Yes, but this was real. … … What you see onstage, that's really him. There's no plan. It's just pure, pure Ozzy. He doesn't even know what's gonna happen. And I saw this every night. It was like, here's Ozzy backstage, and then Sharon would grab him and throw him onstage, and it was like, “Who's this guy?” He just turns into that.

And it seems Sharon knew how to capitalize on the bat scandal.

Yes. You know, Ozzy has really lived a charmed journey. Ozzy would do something, and Sharon would be right behind him to spin it and save the day. Sharon knew immediately that she had an opportunity here. She contacted Michael Jensen Communications, our publicist, and she spun it. She spun the “myth” that it is today. I saw it happen, right in front of my eyes: Her getting on the phone, calling Michael Jensen and saying, “Hey, listen, this happened. Let's make a story out of this.”

So, when this bat incident happened, did you think, in that moment, that this was just another day at the Ozzy office? Or did you realize that this was a story that would go down in rock history?

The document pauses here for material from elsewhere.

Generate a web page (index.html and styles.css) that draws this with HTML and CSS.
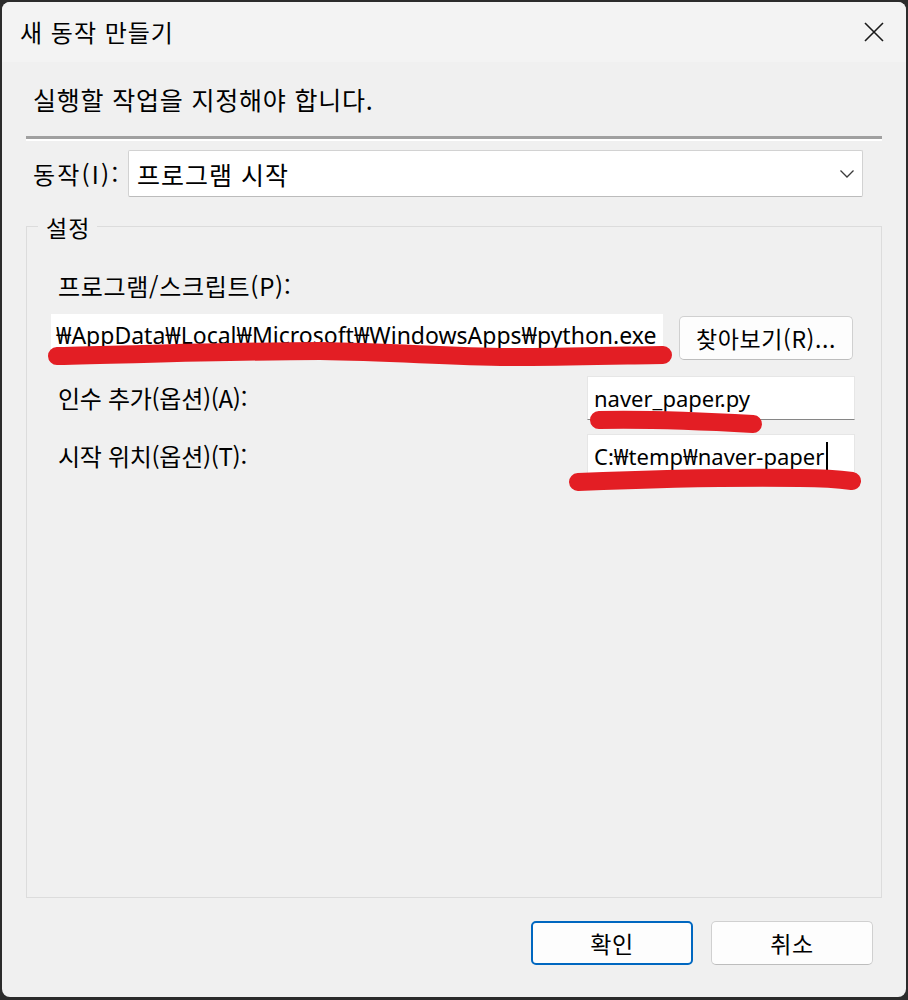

I don't think anybody could really predict the journey that Ozzy has taken — and Sharon, along with him — for this last 40 years. It's unprecedented. I mean, nobody has ever done this. No member of a group has ever gone on to be bigger than the group that they came from — with maybe the exceptional Michael Jackson, but I'm talking about in metal or rock ‘n’ roll. Mick Jagger has never been bigger than the Stones as a solo artist. Robert Plant has never been bigger than Led Zeppelin as a solo artist. But Ozzy got to a point that he is bigger than Black Sabbath. Nobody could have ever predicted that.